ABD Devlet Başkanı Barack Obama tüm ülkeleri ABD’de yapılacak bir sonraki zirveye davet etti bile. Böylelikle 2016’da ABD’de bir zirve daha yapılması kesinleşti. Süreci şöyle değerlendirebiliriz: Zirveyle ilgili ilk adım Başkan Obama’nın 2009’da dünyanın karşı karşıya olduğu en büyük tehditlerden birinin nükleer terörizm olduğunu söylemesi ve nükleer materyal bulunduran ülkelere çağrı yapmasıyla atıldı. 2010’da Washington’da yapılan zirvede, nükleer terörizmle mücadele konusundaki kararlılık ortaya konuldu. 2012’de Seul’de ise aşama kaydetmeye başladık. 2014 Den Haag zirvesi hem bir adım öteye gidişimizi hem de artık sonuçlar almaya başladığımızı gösteriyor. 2016’daki zirvede ise 7 yıllık çalışmanın tüm sonuçları ortaya çıkacak ve geleceğe yönelik belki de ülkeler için bağlayıcı bir kurallar bütünü ortaya çıkacak.

Öncekiler gibi bu zirvenin de odak noktası nükleer güvenlik olacak. Enerji ile bağları kesildiği zaman nükleer tartışmalar dar bir bağlamda hapsolmuyor mu?

Bu zirvede nükleer silahsızlanma, nükleer teknolojilerinin emniyetli kullanımı ve nükleerin bir enerji kaynağı olarak kullanılması tartışmalarına yer verilmeyecek. Devlet ve devlet dışı aktörlerin nükleer maddeleri kullanımını, bu aktörler tarafından nükleer materyalin istismarını önlemek, sabotaj ve güvenlik riskleri ile terörist saldırılar ve kaçakçılığın önlenmesi gündemimizde olacak. Şimdiye kadarki zirvelerde de enerji ile ilgili tartışma yapılmadı ancak zenginleştirilmiş uranyum miktarının azaltılması yönünde çok yol kat edildi. Diğer yandan, enerji meseleleri zirvenin ana konusu olmasa da, liderler zirvesinin yanı sıra Amsterdam’da yapılacak Nükleer Endüstri Zirvesi yoluyla enerji sektörüyle olan bağlarımızı korumayı planlıyoruz.
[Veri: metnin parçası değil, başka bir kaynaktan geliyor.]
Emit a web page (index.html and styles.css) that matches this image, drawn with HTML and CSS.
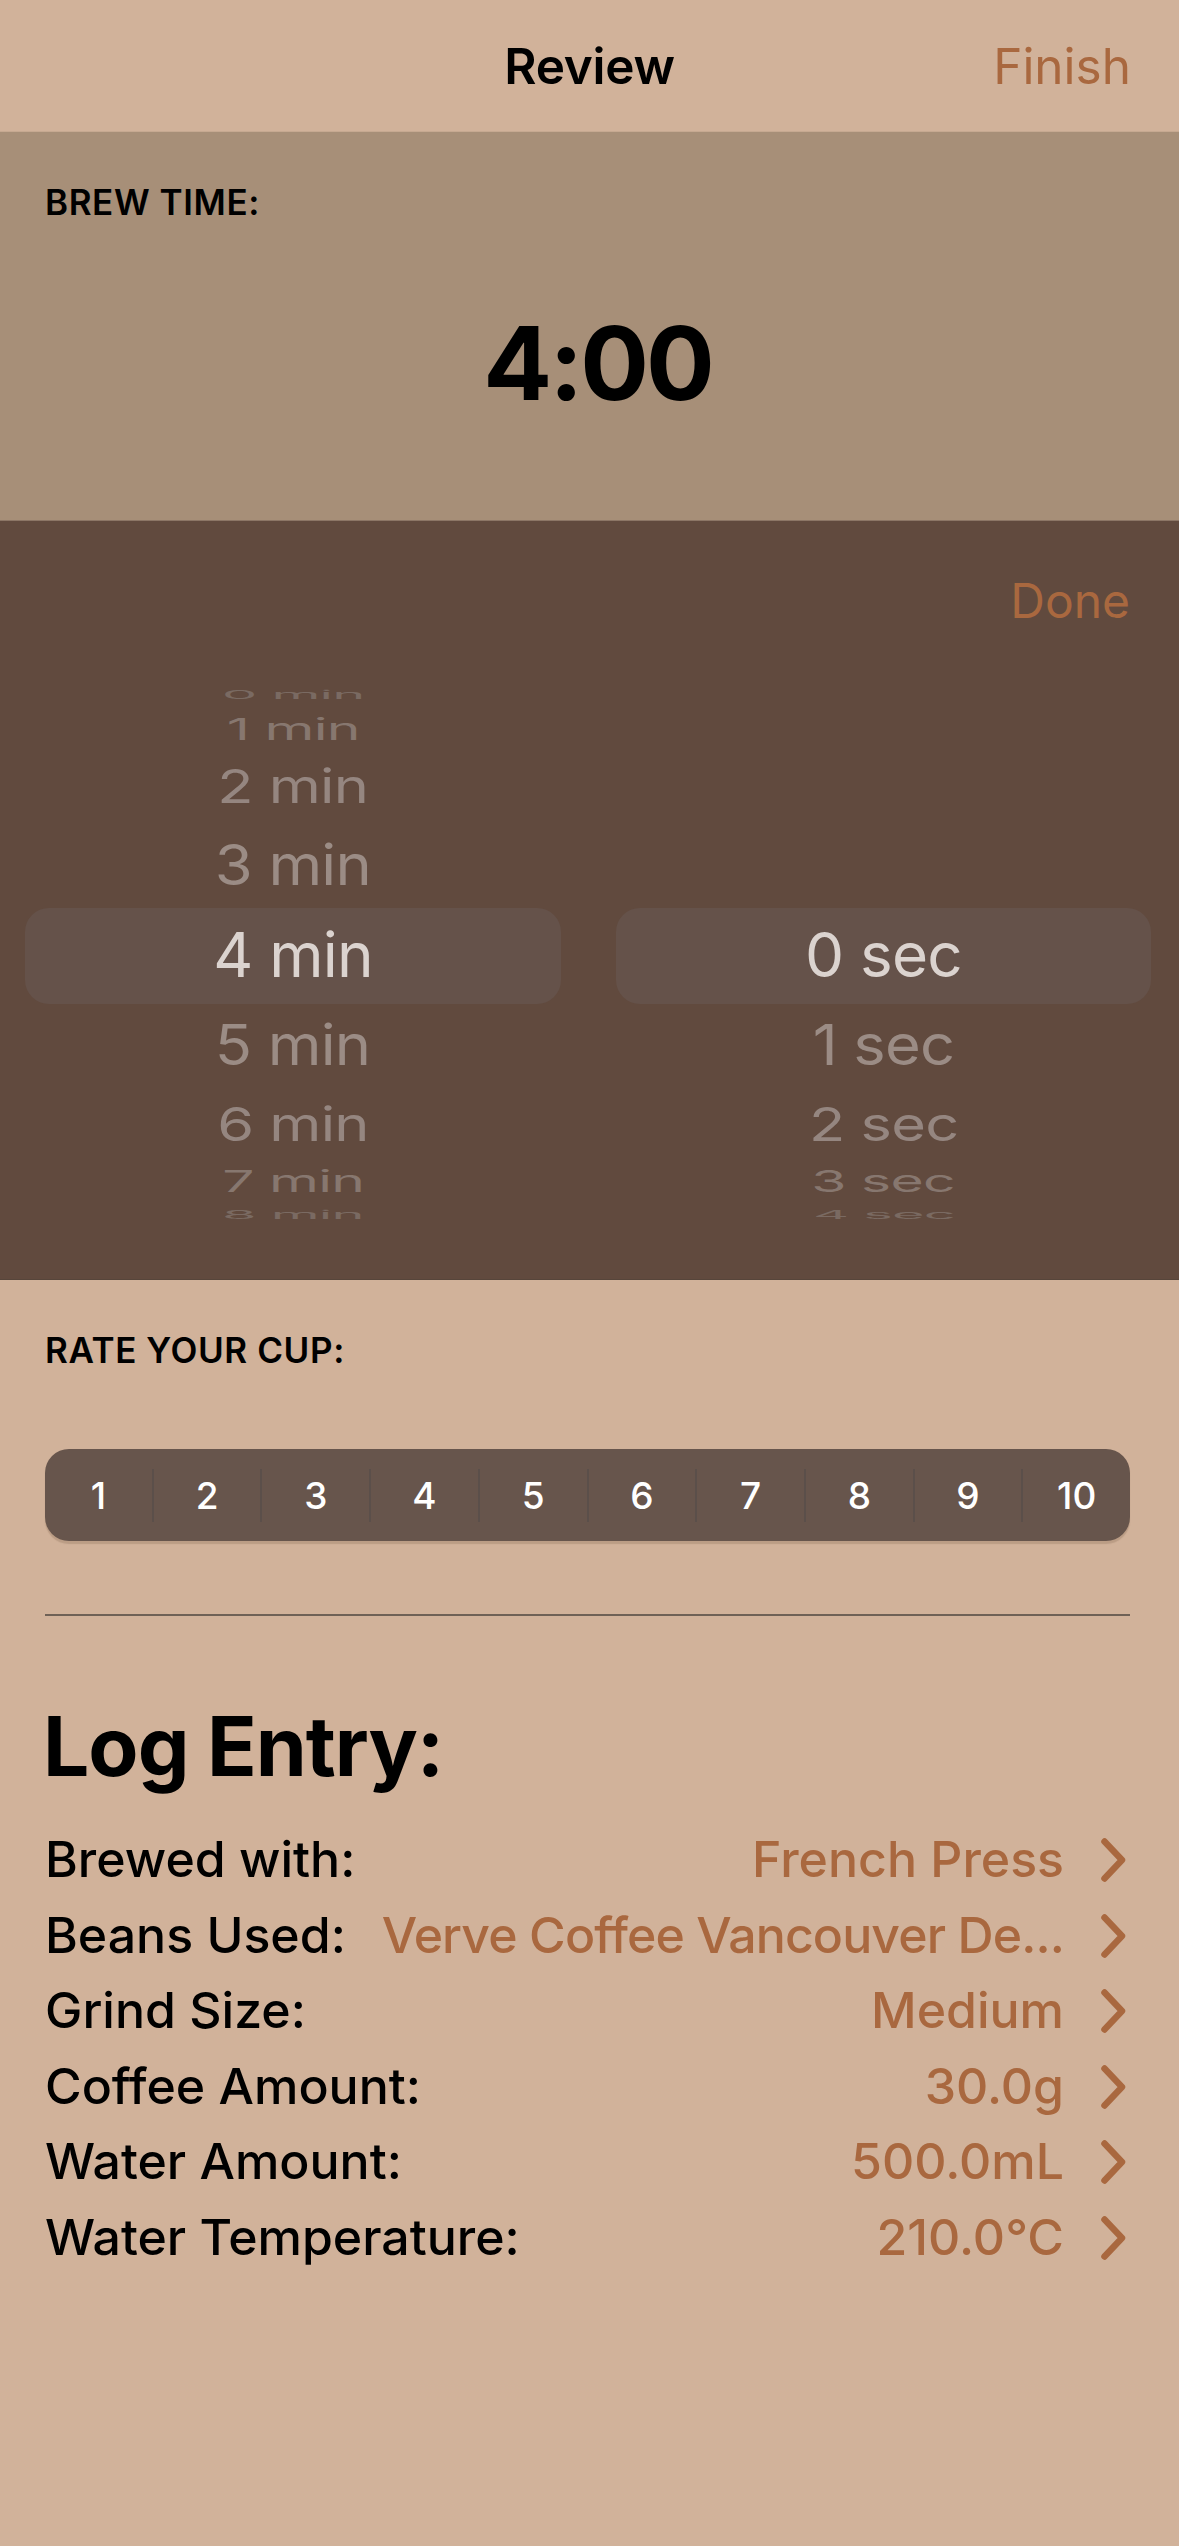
FILE: index.html
```html
<!DOCTYPE html>
<html lang="en">
<head>
<meta charset="utf-8">
<title>Review</title>
<link rel="stylesheet" href="styles.css">
</head>
<body>
<header class="nav">
  <span></span>
  <span class="nav-title">Review</span>
  <span class="nav-action">Finish</span>
</header>

<section class="brew">
  <div class="label">BREW TIME:</div>
  <div class="time">4:00</div>
</section>

<section class="picker">
  <div class="done-row">Done</div>
  <div class="wheels">
    <div class="wheel wheel-min">
      <div class="wheel-sel"></div>
      <div class="wheel-items">
        <div class="wi d4"><span>0 min</span></div>
        <div class="wi d3"><span>1 min</span></div>
        <div class="wi d2"><span>2 min</span></div>
        <div class="wi d1"><span>3 min</span></div>
        <div class="wi d0"><span>4 min</span></div>
        <div class="wi d1"><span>5 min</span></div>
        <div class="wi d2"><span>6 min</span></div>
        <div class="wi d3"><span>7 min</span></div>
        <div class="wi d4"><span>8 min</span></div>
      </div>
    </div>
    <div class="wheel wheel-sec">
      <div class="wheel-sel"></div>
      <div class="wheel-items">
        <div class="wi d4"></div>
        <div class="wi d3"></div>
        <div class="wi d2"></div>
        <div class="wi d1"></div>
        <div class="wi d0"><span>0 sec</span></div>
        <div class="wi d1"><span>1 sec</span></div>
        <div class="wi d2"><span>2 sec</span></div>
        <div class="wi d3"><span>3 sec</span></div>
        <div class="wi d4"><span>4 sec</span></div>
      </div>
    </div>
  </div>
</section>

<section class="rate">
  <div class="label">RATE YOUR CUP:</div>
  <div class="segmented">
    <span class="seg">1</span><span class="sep"></span>
    <span class="seg">2</span><span class="sep"></span>
    <span class="seg">3</span><span class="sep"></span>
    <span class="seg">4</span><span class="sep"></span>
    <span class="seg">5</span><span class="sep"></span>
    <span class="seg">6</span><span class="sep"></span>
    <span class="seg">7</span><span class="sep"></span>
    <span class="seg">8</span><span class="sep"></span>
    <span class="seg">9</span><span class="sep"></span>
    <span class="seg">10</span>
  </div>
  <div class="divider"></div>
</section>

<section class="log">
  <h1 class="log-title">Log Entry:</h1>
  <div class="rows">
    <div class="row">
      <span class="row-label">Brewed with:</span>
      <span class="row-value">French Press</span>
      <svg class="chev" viewBox="0 0 25 44" width="25" height="44"><path d="M3.5 3.5 L21 22 L3.5 40.5"/></svg>
    </div>
    <div class="row">
      <span class="row-label">Beans Used:</span>
      <span class="row-value row-value-long">Verve Coffee Vancouver De...</span>
      <svg class="chev" viewBox="0 0 25 44" width="25" height="44"><path d="M3.5 3.5 L21 22 L3.5 40.5"/></svg>
    </div>
    <div class="row">
      <span class="row-label">Grind Size:</span>
      <span class="row-value">Medium</span>
      <svg class="chev" viewBox="0 0 25 44" width="25" height="44"><path d="M3.5 3.5 L21 22 L3.5 40.5"/></svg>
    </div>
    <div class="row">
      <span class="row-label">Coffee Amount:</span>
      <span class="row-value">30.0g</span>
      <svg class="chev" viewBox="0 0 25 44" width="25" height="44"><path d="M3.5 3.5 L21 22 L3.5 40.5"/></svg>
    </div>
    <div class="row">
      <span class="row-label">Water Amount:</span>
      <span class="row-value">500.0mL</span>
      <svg class="chev" viewBox="0 0 25 44" width="25" height="44"><path d="M3.5 3.5 L21 22 L3.5 40.5"/></svg>
    </div>
    <div class="row">
      <span class="row-label">Water Temperature:</span>
      <span class="row-value">210.0°C</span>
      <svg class="chev" viewBox="0 0 25 44" width="25" height="44"><path d="M3.5 3.5 L21 22 L3.5 40.5"/></svg>
    </div>
  </div>
</section>
</body>
</html>
```

FILE: styles.css
```css
* { box-sizing: border-box; }

html, body {
  margin: 0;
  padding: 0;
}

body {
  width: 1179px;
  min-height: 2546px;
  background: #d1b29a;
  font-family: Inter, "Noto Sans", "Liberation Sans", sans-serif;
  color: #000;
}

/* Navigation bar */
.nav {
  height: 132px;
  padding-top: 2px;
  border-bottom: 1px solid #c6a991;
  display: grid;
  grid-template-columns: 1fr auto 1fr;
  align-items: start;
  line-height: 129px;
  font-size: 49.5px;
}

.nav-title {
  font-weight: 600;
  letter-spacing: -0.3px;
}

.nav-action {
  justify-self: end;
  padding-right: 48px;
  color: #a9683f;
  font-weight: 400;
}

/* Section labels */
.label {
  font-size: 35px;
  font-weight: 600;
  line-height: 42px;
  letter-spacing: 0.6px;
}

/* Brew time */
.brew {
  height: 389px;
  background: #a78f78;
  border-bottom: 1px solid #8c7666;
  padding: 49px 0 0 45px;
}

.time {
  margin-top: 80px;
  margin-left: -45px;
  padding-left: 16px;
  text-align: center;
  font-size: 102px;
  font-weight: 700;
  line-height: 120px;
  letter-spacing: -3px;
}

/* Picker */
.picker {
  background: #614a3e;
  border-bottom: 1px solid #57453a;
  padding: 49.5px 0 53px;
}

.done-row {
  text-align: right;
  padding-right: 49px;
  font-size: 48px;
  line-height: 60px;
  color: #a9683f;
}

.wheels {
  display: flex;
  gap: 55px;
  padding-left: 25px;
  margin-top: 53.5px;
}

.wheel {
  position: relative;
  height: 542px;
}

.wheel-min { width: 536px; }
.wheel-sec { width: 535px; }

.wheel-sel {
  position: absolute;
  left: 0;
  right: 0;
  top: 223.5px;
  height: 96px;
  border-radius: 24px;
  background: #65524a;
}

.wheel-items {
  position: relative;
  display: flex;
  flex-direction: column;
}

.wi {
  display: flex;
  align-items: center;
  justify-content: center;
  font-size: 62px;
  line-height: 1;
  letter-spacing: -0.8px;
}

.wi span {
  display: block;
  white-space: nowrap;
}

.d0 { height: 90px; }
.d0 span { color: #dbd3cf; }

.d1 { height: 90px; }
.d1 span { color: #9b8c85; transform: scale(0.99, 0.9); }

.d2 { height: 68px; }
.d2 span { color: #958680; transform: scale(0.96, 0.76); }

.d3 { height: 46px; }
.d3 span { color: #87776f; transform: scale(0.92, 0.48); }

.d4 { height: 22px; }
.d4 span { color: #7a6a62; transform: scale(0.9, 0.18); }

/* Rate */
.rate {
  padding: 49px 49px 0 45px;
}

.segmented {
  margin-top: 78px;
  width: 1085px;
  height: 92px;
  display: flex;
  align-items: center;
  background: #67554c;
  border-radius: 24px;
  box-shadow: 0 3px 1px rgba(110, 80, 60, 0.22);
}

.seg {
  flex: 1;
  text-align: center;
  color: #ffffff;
  font-size: 37px;
  font-weight: 500;
}

.sep {
  flex: none;
  width: 2px;
  height: 53px;
  background: #5b4f4a;
}

.divider {
  margin-top: 73px;
  width: 1085px;
  height: 2px;
  background: #6f6156;
}

/* Log entry */
.log {
  padding: 0 53px 0 45px;
}

.log-title {
  margin: 80.7px 0 0 -2px;
  font-size: 82px;
  font-weight: 700;
  line-height: 100px;
  letter-spacing: -1px;
}

.rows {
  margin-top: 25.6px;
}

.row {
  display: flex;
  align-items: center;
  height: 75.5px;
  font-size: 50px;
  font-weight: 500;
  line-height: 75.5px;
  letter-spacing: 0;
}

.row-label {
  flex: none;
}

.row-value {
  flex: 1;
  min-width: 0;
  margin-left: 28px;
  text-align: right;
  color: #a9683f;
  white-space: nowrap;
  overflow: hidden;
  text-overflow: ellipsis;
}

.row-value-long {
  margin-left: 24px;
  letter-spacing: -0.9px;
}

.chev {
  flex: none;
  margin-left: 37px;
}

.chev path {
  fill: none;
  stroke: #a9683f;
  stroke-width: 6.5;
  stroke-linecap: round;
  stroke-linejoin: round;
}
```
Müzakere sürecine başladığımda, düşünce enstitüleri ve endüstriyle yaptığım görüşmelerin ne kadar faydalı olduğunu gördüm çünkü hükümetler gibi görüşlerini gizlemiyorlardı. Nükleer maddelerin tam kontrolünün sağlanması için hükümetler, endüstri ve uluslararası denetçiler üçgeninin çok iyi çalışıyor olması lazım.

Dünya Nükleer Güvenlik Zirveleri sürecinde şimdiye dek hangi hedeflere ulaşıldı?

ABD ile Rusya arasında yapılan antlaşmaya dayanan Megatonlardan Megavatlara projesi 2013’te başarıyla tamamlandı ve nükleer başlıklardaki aşırı zenginleştirilmiş uranyum enerji sektöründe kullanılmak üzere düşük zenginleştirmeli uranyuma dönüştürüldü. Dünya üzerindeki tehlikeli nükleer materyal miktarının azaltılması, var olan nükleer maddelerin güvenlik seviyesinin artırılması ve ülkeler arasındaki işbirliğinin genişletilmesi gibi hedeflerimize erişmeye devam ediyoruz.

Zirvenin sonuç bildirgesinde Seul 2012’den farklı hangi ibareler yer alacak?

Seul’de kaldığımız yerden devam edeceğiz. Her ne kadar ülkeler kendi nükleer programları hakkında stratejilerini açık etmemek için konuşmama yanlısı olsalar da, taraflar arasında güven inşa edebilmek için çalışmayı sürdürüyoruz. ABD kendi senatosunun yapısından, Japonya ise Fukuşima sonrası gelişen krizden ötürü henüz onaylamadıkları bağlayıcı Uluslararası Atom Enerjisi Ajansı metinleri bulunuyor ancak son yıllarda aşırı zenginleştirilmiş uranyum bulunan ülkelerin sayısındaki azalma bile umut verici.